PLC’s have default communication access mechanisms to ensure that they receive commands from the proper locations.

  • Asymmetric key pair (very likely to hard to administer but still ideal)
    Installed in the factory
    Public key accessible to the purchaser probably within the historian or DCS server via licensing
    Keys can be changed and updated via appropriate DCS server on initial configuration and afterwards as needed
    This is used as an authentication mechanism to ensure that they do not communicate with any other systems. They use SSH or another tunnel to communicate with each other and with the DCS servers to ensure they are not easily subject to redirect attacks.
  • Host level firewall is configured to allow the plc to receive and send communications only in specific ways. All other traffic is dropped without response. This does not need to actually be a firewall it could be done with a customized stack that only allows specific communications.
  • Integrated SNMP (V3), Syslog or similar capabilities for logging and alerts configurable via authenticated trusted source and preconfigured to supply security data to a remote point
  • Log ties changes to authentication source and authority
  • Failsafe settings can (but don’t have to) require local physical action to change

DCS servers

  • DCS servers (whether they are historians or more) have multiple layers of protection all of which have approved (and specifically defined) configurations by the applicable vendors.
    A host based firewall (HFW)
    Integrated communication authentication capabilities tied to the key structure used in the PLC’s and elsewhere in the architecture.
    Integrated signature based IPS capability in the HFW with signatures driven from a trusted authenticated source.
  • Approved AV software with specific recommendation on DAT update mechanisms that are consistent with specific AV vendor methodologies
  • Behavior based IPS with DCS vendor approved configuration
  • Memory Protection/Control
  • Integrated management architecture
    Release management capabilities for servers, all software on them and for associated Controllers
    MOC (management of change) mechanisms with coordinated approval levels for changes on the server, for software and for controllers
    Might (should?) be integrated with AV and IPS update architecture
  • Primary/Secondary DCS security servers
    The primary DCS server serves as the center of the key architecture for the PLC’s and a security aggregation point for interfacing with external security and authentication
    Security functions should be on the normal central DCS server
    Capable of redundant configurations
  • Defined trust structure that will allow integration


The network is divided in to several segments.

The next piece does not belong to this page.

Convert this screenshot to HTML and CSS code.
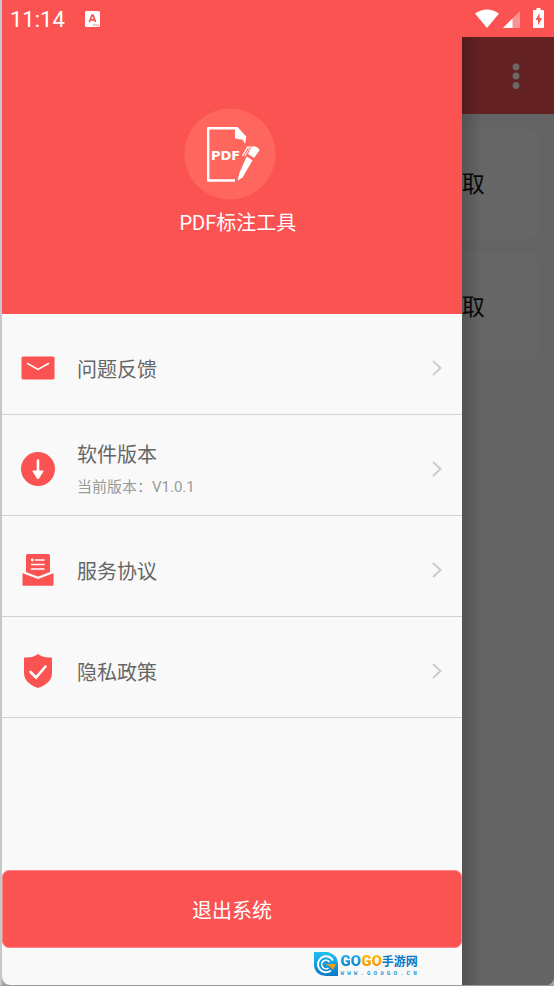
FILE: index.html
```html
<!DOCTYPE html>
<html lang="zh-CN">
<head>
<meta charset="utf-8">
<meta name="viewport" content="width=device-width, initial-scale=1">
<title>PDF标注工具</title>
<link rel="stylesheet" href="styles.css">
</head>
<body>
<div class="phone">
  <header class="status">
    <time class="clock">11:14</time>
    <svg class="app-badge" width="15" height="16" viewBox="0 0 15 16" aria-hidden="true">
      <rect width="15" height="16" rx="1.5" fill="#fff"/>
      <path d="M4.400 11 7 4.200h1L10.600 11M5.400 8.800h4.200" fill="none" stroke="#fb5352" stroke-width="1.700"/>
      <path d="M8 14h6" stroke="#fb5352" stroke-width="1.200" stroke-dasharray="1.400 .800"/>
    </svg>
    <svg class="signals" width="70" height="22" viewBox="0 0 70 22" aria-hidden="true">
      <path d="M0 5.500Q12-2.500 24 5.500L12 20Z" fill="#fff"/>
      <path d="M45 3v17H28Z" fill="#fd9292"/>
      <path d="M37.500 10.500V20H28Z" fill="#fff"/>
      <path d="M61.500 0h4v2H68q1 0 1 1v16q0 1-1 1h-9q-1 0-1-1V3q0-1 1-1h2.500Z" fill="#fff"/>
      <path d="M64.500 5 60.500 12h2.500v5.500l4-7.500H64.500Z" fill="#fb5352"/>
    </svg>
  </header>
  <div class="screen">
    <aside class="drawer">
      <div class="brand">
        <svg width="92" height="92" viewBox="0 0 92 92" role="img" aria-label="PDF">
          <circle cx="46" cy="46" r="45.500" fill="#ff665e"/>
          <path d="M51 72.500H24.200V20.300H53" fill="none" stroke="#fff" stroke-width="2.400" stroke-linejoin="round"/>
          <path d="M51 19.100h2.500l8.700 9.400-1 7.200-2.500-4-7.700-1.200Z" fill="#fff"/>
          <text class="pdf-label" x="27" y="52">PDF</text>
          <g fill="#fff">
            <path d="M67.500 38.500q3-1 6.500 1.500 2 1.500 1 3L70 50l-6-4Z"/>
            <path d="m62.700 48.500 5.800 3.800-9.800 17-5.200 3.500 1.800-7.500Z"/>
            <path d="M66.500 39.200h-3L58.500 48" fill="none" stroke="#fff" stroke-width="1.300"/>
            <path d="m66 39.200-5.200 9" fill="none" stroke="#fff" stroke-width="1"/>
          </g>
        </svg>
        <h1>PDF标注工具</h1>
      </div>
      <nav class="menu">
        <a class="row" href="#feedback">
          <svg class="icon" width="34" height="34" viewBox="0 0 34 34" aria-hidden="true">
            <rect x=".5" y="5.500" width="33" height="23" rx="1.800" fill="#fb5352"/>
            <path d="m6.500 12.500 10.500 6 10.500-6" fill="none" stroke="#fff" stroke-width="1.500" stroke-linecap="round"/>
          </svg>
          <span class="label">问题反馈</span>
          <svg class="chevron" width="10" height="16" viewBox="0 0 10 16" aria-hidden="true"><path d="m1 1 7.500 7L1 15"/></svg>
        </a>
        <a class="row" href="#version">
          <svg class="icon" width="34" height="34" viewBox="0 0 34 34" aria-hidden="true">
            <circle cx="17" cy="17" r="17" fill="#fb5352"/>
            <path d="M17 8.500V20" fill="none" stroke="#fff" stroke-width="2.600" stroke-linecap="round"/>
            <path d="M11.800 19h10.400L17.600 26.500q-.6.700-1.200 0Z" fill="#fff" stroke="#fff" stroke-linejoin="round"/>
          </svg>
          <span class="label">软件版本<small>当前版本：V1.0.1</small></span>
          <svg class="chevron" width="10" height="16" viewBox="0 0 10 16" aria-hidden="true"><path d="m1 1 7.500 7L1 15"/></svg>
        </a>
        <a class="row" href="#terms">
          <svg class="icon" width="34" height="34" viewBox="0 0 34 34" aria-hidden="true">
            <path d="M6.500 1h21q1.500 0 1.500 1.500V20l-12 4-12-4V2.500Q5 1 6.500 1Z" fill="#fb5352"/>
            <path d="M1.500 20.200 17 26l15.500-5.800V32q0 .800-.8.800H2.300q-.8 0-.8-.8Z" fill="#fb5352"/>
            <path d="M1.500 18.500 17 24.500l15.500-6" fill="none" stroke="#f9f9f9" stroke-width="1.500"/>
            <path d="M14.500 7H23M10.500 11.500H23M10.500 16H23" stroke="#fff" stroke-width="1.500" stroke-linecap="round"/>
            <circle cx="11.300" cy="7" r="1.400" fill="#fff"/>
          </svg>
          <span class="label">服务协议</span>
          <svg class="chevron" width="10" height="16" viewBox="0 0 10 16" aria-hidden="true"><path d="m1 1 7.500 7L1 15"/></svg>
        </a>
        <a class="row" href="#privacy">
          <svg class="icon" width="34" height="34" viewBox="0 0 34 34" aria-hidden="true">
            <path d="M17 0q5 4 13.200 3.500.8 0 .8.800V19q0 10-14 15Q3 29 3 19V4.300q0-.8.8-.8Q12 4 17 0Z" fill="#fb5352"/>
            <path d="m9.500 18 5.500 5.500 9.500-11" fill="none" stroke="#fff" stroke-width="2.600" stroke-linecap="round"/>
          </svg>
          <span class="label">隐私政策</span>
          <svg class="chevron" width="10" height="16" viewBox="0 0 10 16" aria-hidden="true"><path d="m1 1 7.500 7L1 15"/></svg>
        </a>
      </nav>
      <button class="exit" type="button">退出系统</button>
      <div class="sponsor">
        <svg width="24" height="25" viewBox="0 0 24 25" aria-hidden="true">
          <defs><linearGradient id="blue" x2="0" y2="1"><stop stop-color="#20c0ef"/><stop offset="1" stop-color="#0878c8"/></linearGradient></defs>
          <path d="M0 0h14q10 3 10 12v12H12Q0 23 0 12Z" fill="url(#blue)"/>
          <path d="M19 8.500a8 8 0 1 0-2 10" fill="none" stroke="#fff" stroke-width="2"/>
          <path d="M15.500 10a4.300 4.300 0 1 0-1 6" fill="none" stroke="#fff" stroke-width="1.600"/>
          <path d="M11 12h11l-3 6-3-3.500Z" fill="#f69a13"/>
        </svg>
        <div class="sponsor-text">
          <div class="sponsor-name"><b class="cool">GO</b><b class="warm">GO</b><strong>手游网</strong></div>
          <div class="sponsor-url">WWW.GO9GO.CN</div>
        </div>
      </div>
    </aside>
    <main class="behind">
      <div class="appbar">
        <button class="more" type="button" aria-label="更多"><svg width="8" height="26" viewBox="0 0 8 26"><g fill="#6b6868"><circle cx="4" cy="4" r="3.400"/><circle cx="4" cy="13" r="3.400"/><circle cx="4" cy="22.500" r="3.400"/></g></svg></button>
      </div>
      <div class="cards">
        <div class="card">取</div>
        <div class="card">取</div>
      </div>
    </main>
  </div>
</div>
</body>
</html>
```
FILE: styles.css
```css
* { box-sizing: border-box; }

body {
  margin: 0;
  background: #a4a4a4;
  font-family: Roboto, "Noto Sans CJK SC", sans-serif;
}

.phone {
  display: flex;
  flex-direction: column;
  min-height: 100vh;
  border-left: 2px solid #c4c8ca;
  border-bottom: 1px solid #999;
}

.status {
  display: flex;
  align-items: center;
  height: 37px;
  padding: 0 9px 0 8px;
  background: #fb5352;
  color: #fff;
}

.clock {
  padding-top: 2px;
  font-size: 22px;
  line-height: 36px;
}

.app-badge { margin-left: 20px; }
.signals { margin-left: auto; }

.screen {
  display: flex;
  flex: 1;
  background: #646464;
  border-radius: 0 0 8px 8px;
}

.drawer {
  display: flex;
  flex-direction: column;
  width: 83.3%;
  background: #f9f9f9;
  border-bottom-left-radius: 8px;
}

.brand {
  display: flex;
  flex-direction: column;
  align-items: center;
  gap: 7px;
  height: 277px;
  padding: 71px 0 0 12px;
  background: #fb5352;
  color: #fff;
}

.brand svg { margin-right: 16px; }

.brand h1 {
  margin: 0;
  font-size: 20px;
  font-weight: 400;
  line-height: 32px;
}

.pdf-label {
  fill: #fff;
  font: bold 13px "DejaVu Sans", sans-serif;
}

.row {
  display: flex;
  align-items: center;
  height: 101px;
  padding: 8px 20px 0 19px;
  border-bottom: 1px solid #d2d2d2;
  color: #666;
  text-decoration: none;
}

.label {
  flex: 1;
  margin-left: 22px;
  padding-top: 4px;
  font-size: 20px;
  line-height: 32px;
}

.label small {
  display: block;
  color: #999;
  font-size: 15px;
}

.chevron {
  fill: none;
  stroke: #ccc;
  stroke-width: 2;
}

.exit {
  height: 78px;
  margin-top: auto;
  border: 1px solid #fb8584;
  border-radius: 7px;
  background: #fb5352;
  color: #fff;
  font: 20px Roboto, "Noto Sans CJK SC", sans-serif;
}

.sponsor {
  display: flex;
  align-items: center;
  align-self: flex-end;
  gap: 3px;
  height: 37px;
  padding: 0 42px 4px 0;
}

.sponsor-name {
  display: flex;
  align-items: center;
  height: 18px;
  font: 900 15px/18px Roboto, sans-serif;
}

.cool,
.warm {
  background: linear-gradient(#20b9ee, #0879c9);
  background-clip: text;
  color: transparent;
}

.warm { background-image: linear-gradient(#ffc400, #f58a0b); }

.sponsor-name strong {
  color: #0a78c4;
  font: bold 12px/18px "Noto Sans CJK SC", sans-serif;
}

.sponsor-url {
  color: #2c9bd8;
  font: bold 6px/7px "Liberation Mono", monospace;
  letter-spacing: 3px;
}

.behind {
  flex: 1;
  background: linear-gradient(90deg, #535353, #646464 20px);
  border-bottom-right-radius: 8px;
}

.appbar {
  display: flex;
  align-items: center;
  justify-content: flex-end;
  height: 77px;
  padding-right: 34px;
  background: linear-gradient(90deg, #551c1d, #632122 20px);
}

.more {
  display: flex;
  padding: 0;
  border: 0;
  background: none;
}

.cards {
  display: grid;
  gap: 15px;
  padding: 16px 16px 0 0;
}

.card {
  height: 108px;
  border-radius: 0 8px 8px 0;
  background: linear-gradient(90deg, #555, #666 20px);
  color: #080808;
  font-size: 23px;
  line-height: 110px;
}
```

  • Firewall (or firewall IOS) controls access to all segments
    Statefull packet inspection
    Signature based NIPS capability
    Secure Remote Monitoring and update capability
    Dynamic redundancy capability
    Devices (HA, VRRP, HSRP) load sharing not strictly necessary
    Availability biased failure ability for interfaces
    Industrialized/Static safe
    DCS vendor provides specific configurations for integration to their security architecture
  • NAC (or similar mechanism) used to control access to each segment
    NAC splits the segments into two separate VLAN’s Trusted and Untrusted
    Trusted VLAN is home to configured authenticated systems (using the key structure to provide an automated authentication)
    Untrusted PCN has all traffic routed to an initial configuration DCS security server
    (Optional) Default untrusted network for devices that connect that do not even have a manufactures key or similar capability but still have direct
  • PIN Network (PCN DMZ)
    Serves as home to the Historians and other DCS servers with Open loop controlling functions or serving as data aggregation points for external feeds and monitoring
    Provides neutral zone between vendors
    Provides interface capability to control functions
  • PCN Network
    Home to PLC’s and DCS servers with closed loop controlling functions
    Authentication for communication via NAC with the key architecture providing access authentication
    NAC splits the PCN into two separate VLAN’s Trusted and Untrusted PCN
    Trusted VLAN is home to configured PLC’s and systems
    Untrusted PCN has all traffic routed to an initial configuration DCS server
    (Optional) Default untrusted network for devices that connect that do not even have a manufactures key or similar capability but still have direct control functionality
    Separate PCN's Possible for Redline (highly critical or Safety essential) systems
  • ESD Network
    Used as protected network for Emergency Shutdown PLC’s and associated servers/services
    Very tightly controlled access
    All changes logged, documented and tied to an engineering authority
    Home of the key fail safe mechanisms
  • (Optional) Monitoring Network
    Home of controllers that have monitoring only capability and do not participate in closed loop controlling functions
    Servers that provide outgoing data for troubleshooting and performance management
  • (Optional) Utility Network
    Home to support server and systems that need integration with DCS systems but serve no actual control functionality
  • (Optional) Legacy Network

How it could work

The organization installs and configures the networking equipment in accordance with DCS vendor recommendations leaving a legacy LAN (or LANs) for existing equipment. The Primary DCS security server is installed and configured with the organization providing (or generating) its top level key pair (and backing it up securely). Network authentication is configured to the server. New controllers are connected to the PCN or Monitoring network. They try to authenticate to the network and either succeed based on preconfigured factory keys or fail and are routed to a secure server that will use the vendor default key to tell them they need to update their key pairs to ones provided by the Primary DCS security server. This could be automated or the new devices could show up in "unidentified" list that requires an operator to permit key distribution. The configured and identified controllers send/stream log data to the DCS security server along with their normal traffic. If the controller does not have the capability to handle a key its MAC is used to assign it to a legacy PCN and allow future access from that separate controlled VLAN. Controller software and possibly firmware updates are periodically checked and updated (after engineering authority approval) from the Primary DCS server. Trust relationships are strictly controlled and limited to information access in default settings. All setting changes are logged. All setting changes can be configured to require a vote for permission from the system authority. Different levels of change capability for operators, administrators and for MOC approval.